Pas de légumes bio pour les cantines

Devant les sénateurs, les représentants de l'Agence ont déroulé les différentes conséquences de la baisse drastique du budget. Concernant le Fond Avenir Bio, « une fois payés les projets que nous avons engagés en toute fin d'année dernière, il nous restera 3 millions d’euros à distribuer alors même que les dossiers affluent. Plus de 28 entrepreneurs qui nous ont déposé des dossiers sont en attente. (…) Très concrètement, nous allons prendre notre téléphone et nous allons, par exemple, appeler Delphine Vandermeersch qui est à la tête de l'entreprise Les Petites l'Ouches à Bernay [Eure] et qui s'apprêtait à construire une légumerie pour pouvoir fournir les cantines des mairies de Normandie », pointe Laure Verdeau, directrice de l'Agence Bio, qui alerte sur un effet de bord de la baisse des budgets : les projets soutenus par l'Agence obtiennent en général d'autres financements complémentaires, avec un effet multiplicateur de trois environ. En raison de mécanismes voisins, Laure Verdeau redoute une baisse accrue des ressources de l'Agence. Le financement de certains projets - par l'Union Européenne, par exemple - est conditionné à un co-financement que l'Agence n'est plus certaine de pouvoir assurer.

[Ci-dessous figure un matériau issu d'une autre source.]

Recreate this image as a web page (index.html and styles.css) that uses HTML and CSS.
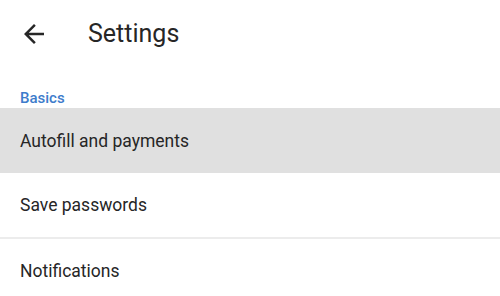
FILE: index.html
```html
<!DOCTYPE html>
<html lang="en">
<head>
    <meta charset="UTF-8">
    <meta name="viewport" content="width=device-width, initial-scale=1.0">
    <title>Settings</title>
    <link rel="stylesheet" href="styles.css">
</head>
<body>
    <div class="toolbar">
        <svg class="back-icon" viewBox="0 0 24 24" width="30" height="30">
            <path d="M20 11H7.83l5.59-5.59L12 4l-8 8 8 8 1.41-1.41L7.83 13H20v-2z"/>
        </svg>
        <h1 class="title">Settings</h1>
    </div>
    <div class="section-header">Basics</div>
    <div class="item active">Autofill and payments</div>
    <div class="item">Save passwords</div>
    <div class="divider"></div>
    <div class="item">Notifications</div>
</body>
</html>
```

FILE: styles.css
```css
body {
    font-family: Roboto, Arial, sans-serif;
    background-color: #ffffff;
    margin: 0;
    padding: 0;
    color: #262626;
}
.toolbar {
    display: flex;
    align-items: center;
    height: 67px;
    padding-left: 19px;
}
.back-icon {
    fill: #262626;
    flex-shrink: 0;
}
.title {
    font-size: 25px;
    font-weight: 400;
    margin: 0 0 0 39px;
}
.section-header {
    color: #3d7ccb;
    font-size: 15px;
    font-weight: 500;
    padding: 22px 20px 0;
    height: 19px;
}
.item {
    height: 64px;
    display: flex;
    align-items: center;
    padding-left: 20px;
    font-size: 17.5px;
}
.item.active {
    background-color: #e0e0e0;
    height: 65px;
}
.divider {
    height: 2px;
    background-color: #ececec;
}
```
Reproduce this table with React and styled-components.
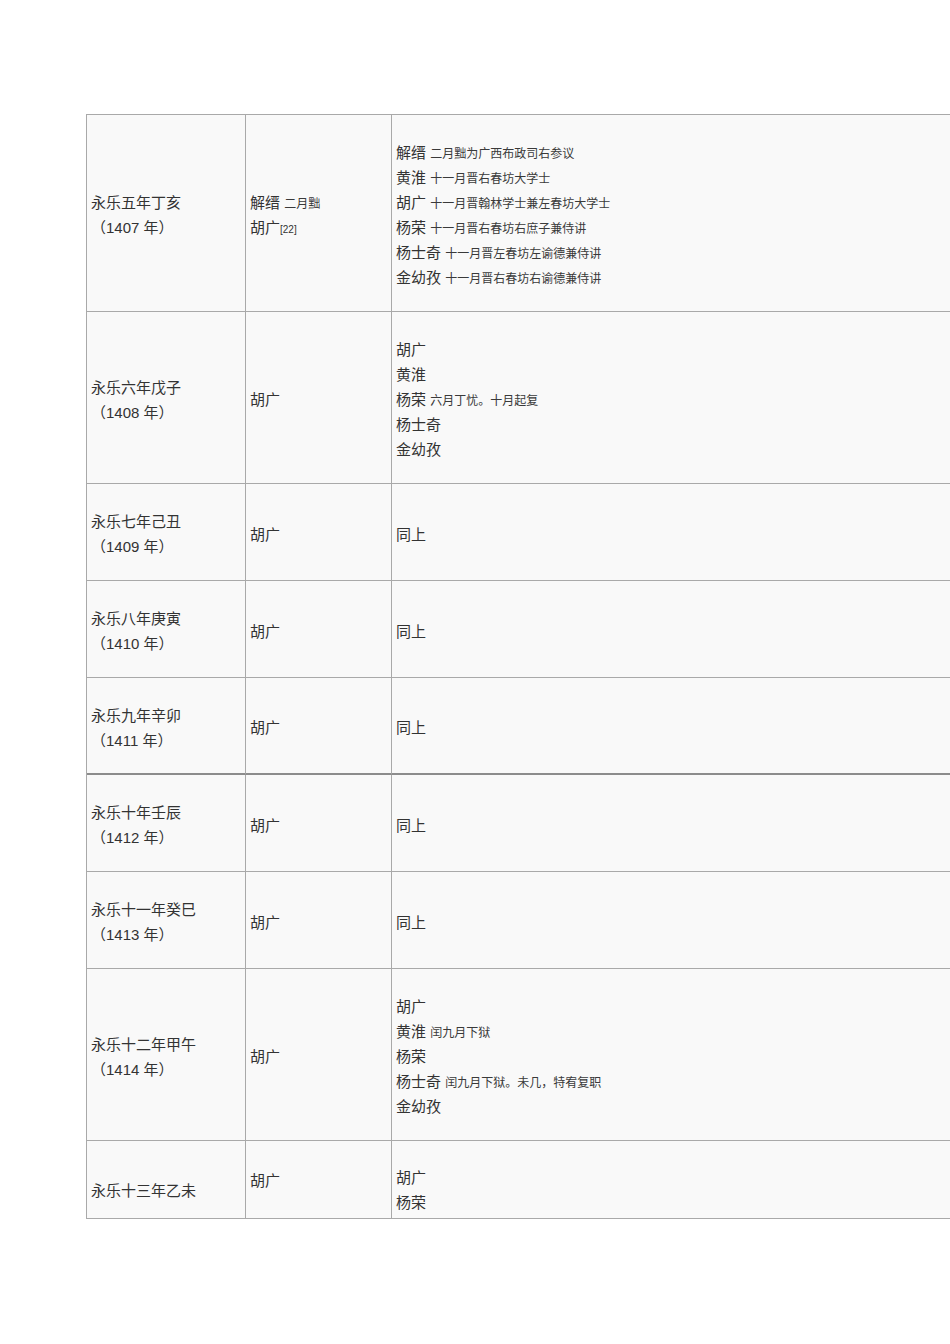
import React from 'react';
import styled, { createGlobalStyle } from 'styled-components';

const GlobalStyle = createGlobalStyle`
  html, body {
    margin: 0;
    padding: 0;
    background: #ffffff;
    overflow-x: hidden;
  }
  body {
    font-family: "Liberation Sans", "Noto Sans CJK SC", sans-serif;
    color: #333;
  }
`;

const ROWS = [
    {
        year: '永乐五年丁亥', ad: '1407', h: 197,
        grand: [{ n: '解缙', note: '二月黜' }, { n: '胡广', ref: '[22]' }],
        members: [
            { n: '解缙', note: '二月黜为广西布政司右参议' },
            { n: '黄淮', note: '十一月晋右春坊大学士' },
            { n: '胡广', note: '十一月晋翰林学士兼左春坊大学士' },
            { n: '杨荣', note: '十一月晋右春坊右庶子兼侍讲' },
            { n: '杨士奇', note: '十一月晋左春坊左谕德兼侍讲' },
            { n: '金幼孜', note: '十一月晋右春坊右谕德兼侍讲' },
        ],
    },
    {
        year: '永乐六年戊子', ad: '1408', h: 172,
        grand: [{ n: '胡广' }],
        members: [
            { n: '胡广' },
            { n: '黄淮' },
            { n: '杨荣', note: '六月丁忧。十月起复' },
            { n: '杨士奇' },
            { n: '金幼孜' },
        ],
    },
    { year: '永乐七年己丑', ad: '1409', h: 97, grand: [{ n: '胡广' }], members: [{ n: '同上' }] },
    { year: '永乐八年庚寅', ad: '1410', h: 97, grand: [{ n: '胡广' }], members: [{ n: '同上' }] },
    { year: '永乐九年辛卯', ad: '1411', h: 97, grand: [{ n: '胡广' }], members: [{ n: '同上' }], heavy: true },
    { year: '永乐十年壬辰', ad: '1412', h: 97, grand: [{ n: '胡广' }], members: [{ n: '同上' }] },
    { year: '永乐十一年癸巳', ad: '1413', h: 97, grand: [{ n: '胡广' }], members: [{ n: '同上' }] },
    {
        year: '永乐十二年甲午', ad: '1414', h: 172,
        grand: [{ n: '胡广' }],
        members: [
            { n: '胡广' },
            { n: '黄淮', note: '闰九月下狱' },
            { n: '杨荣' },
            { n: '杨士奇', note: '闰九月下狱。未几，特宥复职' },
            { n: '金幼孜' },
        ],
    },
    {
        year: '永乐十三年乙未', h: 78, pt: [21, 1, 21],
        grand: [{ n: '胡广' }],
        members: [{ n: '胡广' }, { n: '杨荣' }],
    },
];

export default function App() {
    return (
        <>
            <GlobalStyle />
            <Page>
                <Table>
                    {ROWS.map((row, i) => {
                        const pt = row.pt || [4, 4, 4];
                        return (
                            <React.Fragment key={i}>
                                <Cell $h={row.h} $pt={pt[0]} $heavy={row.heavy}>
                                    <Line>{row.year}</Line>
                                    {row.ad && <Line>（{row.ad} 年）</Line>}
                                </Cell>
                                <Cell $h={row.h} $pt={pt[1]} $heavy={row.heavy}>
                                    {row.grand.map((g, j) => (
                                        <Line key={j}>
                                            {g.n}
                                            {g.note && <> <Note>{g.note}</Note></>}
                                            {g.ref && <Ref>{g.ref}</Ref>}
                                        </Line>
                                    ))}
                                </Cell>
                                <Cell $h={row.h} $pt={pt[2]} $heavy={row.heavy} $last>
                                    {row.members.map((m, j) => (
                                        <Line key={j}>
                                            {m.n}
                                            {m.note && <> <Note>{m.note}</Note></>}
                                        </Line>
                                    ))}
                                </Cell>
                            </React.Fragment>
                        );
                    })}
                </Table>
            </Page>
        </>
    );
}

const Page = styled.div`
    padding: 114px 0 0 86px;
    height: 1230px;
    box-sizing: border-box;
`;

const Table = styled.div`
    display: grid;
    grid-template-columns: 159px 146px 1fr;
    border-top: 1px solid #a9a9a9;
    border-left: 1px solid #a9a9a9;
    background: #f9f9f9;
`;

const Cell = styled.div`
    box-sizing: border-box;
    height: ${p => p.$h}px;
    display: flex;
    flex-direction: column;
    justify-content: center;
    padding: ${p => p.$pt}px 4px 0 4px;
    border-right: ${p => (p.$last ? 'none' : '1px solid #a9a9a9')};
    border-bottom: ${p => (p.$heavy ? '2px solid #8c8c8c' : '1px solid #a9a9a9')};
    font-size: 15px;
    color: #333;
    white-space: nowrap;
`;

const Line = styled.div`
    height: 25px;
    line-height: 25px;
    flex: none;
`;

const Note = styled.span`
    font-size: 12px;
    line-height: 1;
    color: #3a3a3a;
`;

const Ref = styled.span`
    font-family: "Liberation Sans", sans-serif;
    font-size: 10px;
    line-height: 1;
    color: #333;
`;
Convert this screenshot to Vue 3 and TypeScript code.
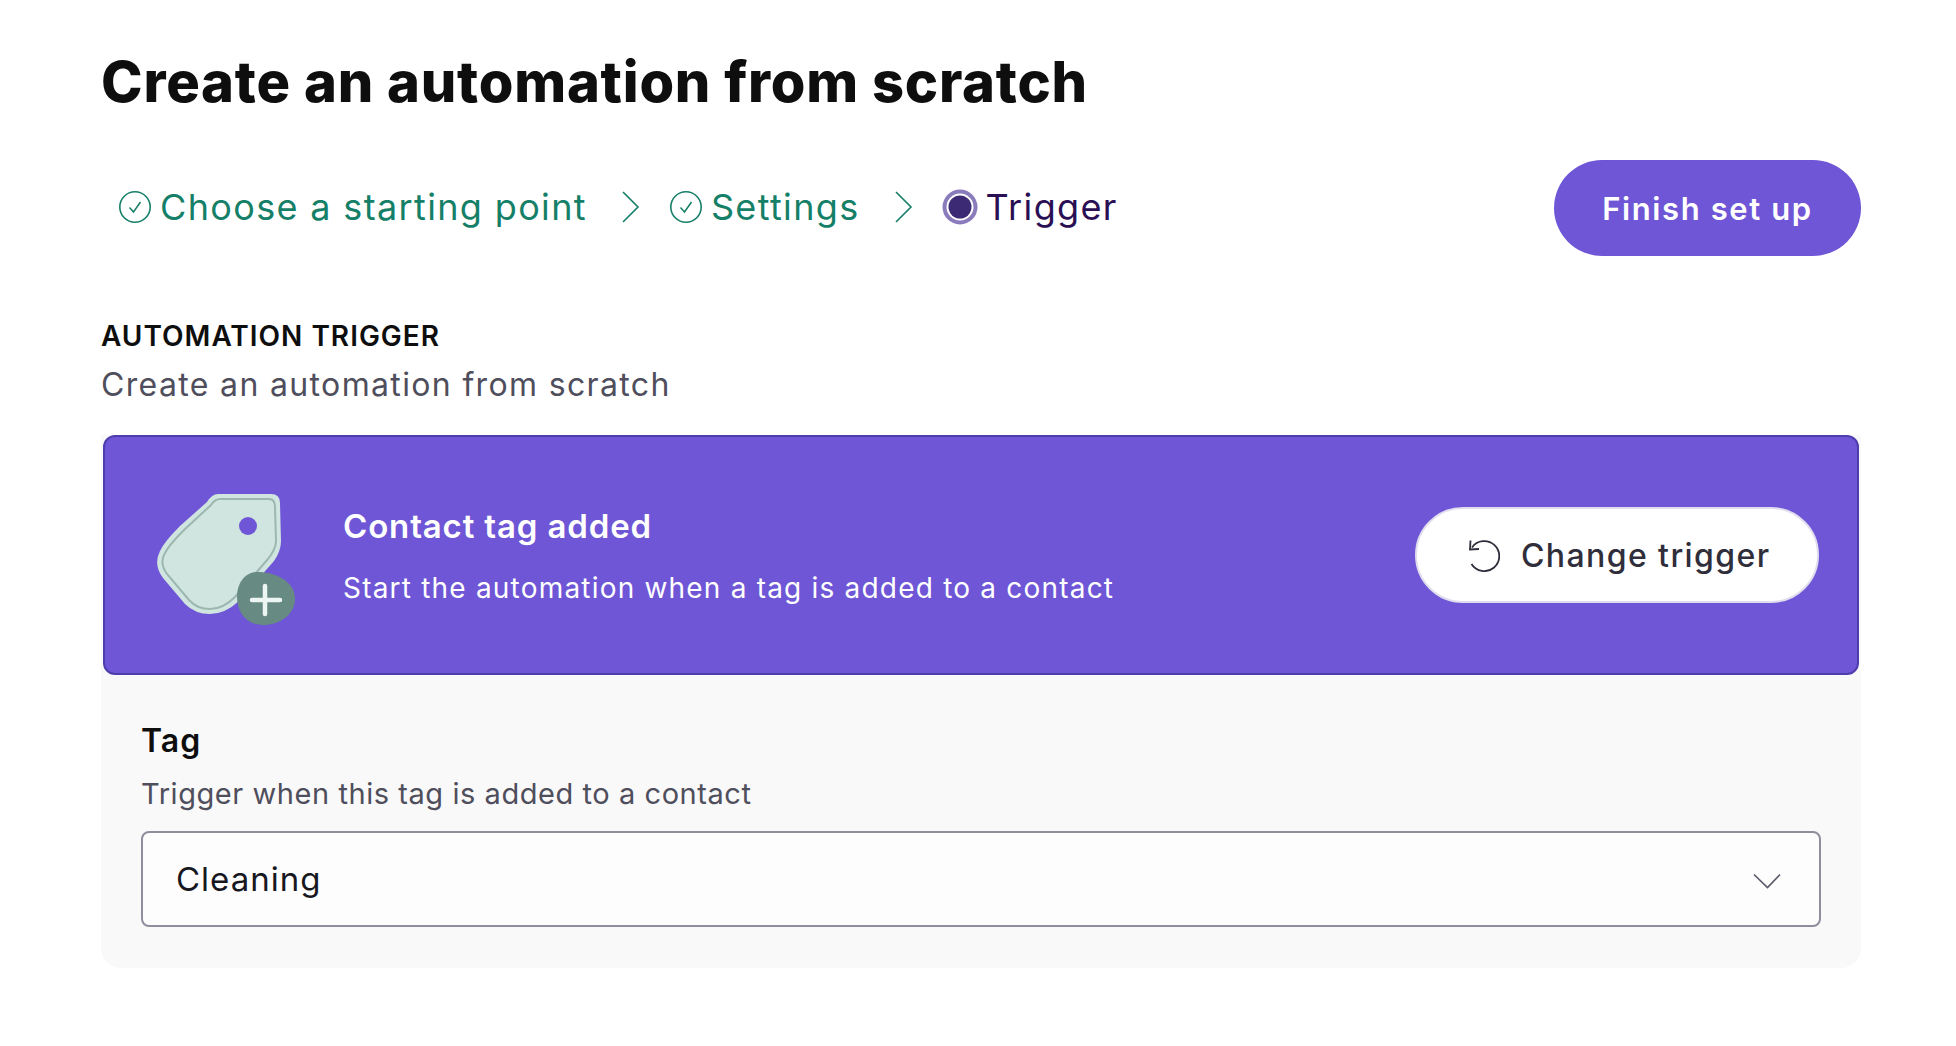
<script setup lang="ts">
interface Step { label: string; state: 'done' | 'current' }
const steps: Step[] = [
  { label: 'Choose a starting point', state: 'done' },
  { label: 'Settings', state: 'done' },
  { label: 'Trigger', state: 'current' },
]
</script>

<template>
  <main class="page">
    <h1 class="title">Create an automation from scratch</h1>

    <div class="toolbar">
      <ol class="steps">
        <li v-for="(s, i) in steps" :key="s.label" class="step" :class="s.state">
          <svg v-if="s.state === 'done'" class="st-ico" width="34" height="34" viewBox="0 0 34 34" fill="none">
            <circle cx="17" cy="17" r="15.2" stroke="#157f68" stroke-width="1.6" />
            <path d="M11.5 17.5l4 4.5 7-10" stroke="#157f68" stroke-width="1.5" />
          </svg>
          <svg v-else class="st-ico" width="36" height="36" viewBox="0 0 36 36" fill="none">
            <circle cx="18" cy="18" r="15.5" stroke="#8a7cbc" stroke-width="4" />
            <circle cx="18" cy="18" r="11.5" fill="#3d2a75" />
          </svg>
          <span class="st-label">{{ s.label }}</span>
          <svg v-if="i < steps.length - 1" class="chev" width="20" height="34" viewBox="0 0 20 34" fill="none">
            <path d="M2 2l15 15L2 32" stroke="#157f68" stroke-width="1.6" />
          </svg>
        </li>
      </ol>
      <button class="finish" type="button">Finish set up</button>
    </div>

    <div class="head">
      <h2 class="eyebrow">AUTOMATION TRIGGER</h2>
      <p class="sub">Create an automation from scratch</p>
    </div>

    <section class="panel">
      <div class="hero">
        <svg class="tag-ico" width="145" height="140" viewBox="0 0 145 140" fill="none">
          <path d="M63 5H116Q125 5 125 14L126 52Q126 62 119 72L84 112Q70 125 55 125Q40 125 30 115L8 89Q-2 76 5 62Q9 53 25 37L52 13Q57 5 63 5Z" fill="#d0e5df" />
          <path d="M65 10H114Q120 10 120 18L121 52Q121 60 113 70L80 108Q68 120 55 120Q42 120 34 111L12 85Q4 74 10 64Q14 56 29 41L56 16Q60 10 65 10Z" stroke="#9bb7b0" stroke-width="2" />
          <circle cx="93" cy="37" r="9" fill="#6e56d6" />
          <path d="M103 83C120 83 140 92 140 110C140 126 124 136 108 136C92 136 82 124 82 108C82 94 90 83 103 83Z" fill="#678a83" />
          <path d="M97 111H125M110 97V125" stroke="#eef6f3" stroke-width="4.5" stroke-linecap="round" />
        </svg>
        <div class="hero-text">
          <h3 class="hero-title">Contact tag added</h3>
          <p class="hero-desc">Start the automation when a tag is added to a contact</p>
        </div>
        <button class="change" type="button">
          <svg width="34" height="34" viewBox="0 0 34 34" fill="none">
            <path d="M6 9.5A15 15 0 1 1 5.5 26" stroke="#2f2e3a" stroke-width="1.8" />
            <path d="M4.5 2.5L4 11.5L13 11" stroke="#2f2e3a" stroke-width="1.8" />
          </svg>
          <span>Change trigger</span>
        </button>
      </div>

      <div class="field">
        <label class="f-label">Tag</label>
        <p class="f-help">Trigger when this tag is added to a contact</p>
        <div class="select">
          <span>Cleaning</span>
          <svg class="caret" width="28" height="16" viewBox="0 0 28 16" fill="none">
            <path d="M1 1.5l13.5 13L27 1.5" stroke="#5c5b6b" stroke-width="1.7" />
          </svg>
        </div>
      </div>
    </section>
  </main>
</template>

<style>
html, body { background: #fff; }
</style>

<style scoped>
.page {
  box-sizing: border-box;
  width: 1956px;
  height: 1046px;
  padding: 46px 95px 0 101px;
  font-family: Inter, "Liberation Sans", sans-serif;
  overflow: hidden;
}
.title {
  margin: 0;
  font-size: 56px;
  line-height: 72px;
  font-weight: 800;
  letter-spacing: 0.78px;
  color: #0e0e0e;
}
.toolbar {
  display: flex;
  align-items: center;
  justify-content: space-between;
  margin-top: 42px;
}
.steps {
  display: flex;
  list-style: none;
  margin: -2px 0 0;
  padding: 0 0 0 17px;
  align-items: center;
}
.step {
  display: flex;
  align-items: center;
  font-size: 36px;
  letter-spacing: 1.35px;
  color: #157f68;
}
.st-label { margin-left: 8px; }
.step.current { color: #2b0f55; }
.chev { margin: 0 28px 0 34px; }
.step.current .st-label { margin-left: 8px; }
.finish {
  width: 307px;
  height: 96px;
  border: 0;
  border-radius: 48px;
  background: #6e56d6;
  color: #fff;
  font: 600 31px Inter, "Liberation Sans", sans-serif;
  letter-spacing: 1.6px;
}
.head { margin-top: 60px; }
.eyebrow {
  margin: 0;
  font-size: 28px;
  line-height: 40px;
  font-weight: 600;
  letter-spacing: 1px;
  color: #0e0e0e;
}
.sub {
  margin: 9px 0 0;
  font-size: 32px;
  line-height: 40px;
  letter-spacing: 1.35px;
  color: #4f4e5c;
}
.panel {
  margin-top: 30px;
  background: #f9f9f9;
  border-radius: 0 0 20px 20px;
}
.hero {
  box-sizing: border-box;
  margin: 0 2px;
  height: 240px;
  display: flex;
  align-items: center;
  padding: 0 38px 0 50px;
  background: #6e56d6;
  border: 2px solid #4e3ead;
  border-radius: 12px;
}
.tag-ico { flex: none; margin-top: 8px; }
.hero-text { flex: 1; margin-left: 43px; padding-top: 3px; color: #fff; }
.hero-title {
  margin: 0;
  font-size: 33px;
  line-height: 40px;
  font-weight: 600;
  letter-spacing: 0.85px;
}
.hero-desc {
  margin: 22px 0 0;
  font-size: 28px;
  line-height: 40px;
  letter-spacing: 1.2px;
}
.change {
  box-sizing: border-box;
  display: flex;
  align-items: center;
  gap: 21px;
  width: 404px;
  height: 96px;
  padding-left: 49px;
  border: 2px solid #e0ddee;
  border-radius: 48px;
  background: #fff;
  color: #2f2e3a;
  font: 500 32px Inter, "Liberation Sans", sans-serif;
  letter-spacing: 1.4px;
}
.field { padding: 46px 40px 41px 40px; }
.f-label {
  display: block;
  font-size: 32px;
  line-height: 40px;
  font-weight: 600;
  letter-spacing: 1px;
  color: #0e0e0e;
}
.f-help {
  margin: 13px 0 0;
  font-size: 29px;
  line-height: 40px;
  letter-spacing: 0.56px;
  color: #4f4e5c;
}
.select {
  box-sizing: border-box;
  display: flex;
  align-items: center;
  justify-content: space-between;
  height: 96px;
  margin-top: 17px;
  padding: 0 38px 0 33px;
  border: 2px solid #8f8e9c;
  border-radius: 8px;
  background: #fdfdfd;
  font-size: 33px;
  letter-spacing: 1px;
  color: #17171f;
}
.caret { margin-top: 3px; }
</style>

Autre conséquence encore de la baisse des budgets : une réduction drastique des ambitions de la campagne de promotion du bio (à la télévision « C'est bio la France »), qui a débuté le 22 mai. Elle était planifiée sur trois ans, mais ne se tiendra finalement que cette année. Or, « il est important de parler aux consommateurs.(...) A chaque fois que nous avons développé des campagnes avec les fonds que nous a alloués le ministère, nous avons eu un effet sur les ventes et sur la compréhension et la confiance dans le bio », explique Laure Verdeau. Par exemple, « la première fois, nous avons eu une dotation de 500 000 euros, nous sommes allés chercher 1,2 million de financements d'interprofession. Nous avons eu un effet immédiat sur les ventes de 5% de chiffre d'affaires en plus là où la campagne était déployée », argumente la directrice de l'Agence.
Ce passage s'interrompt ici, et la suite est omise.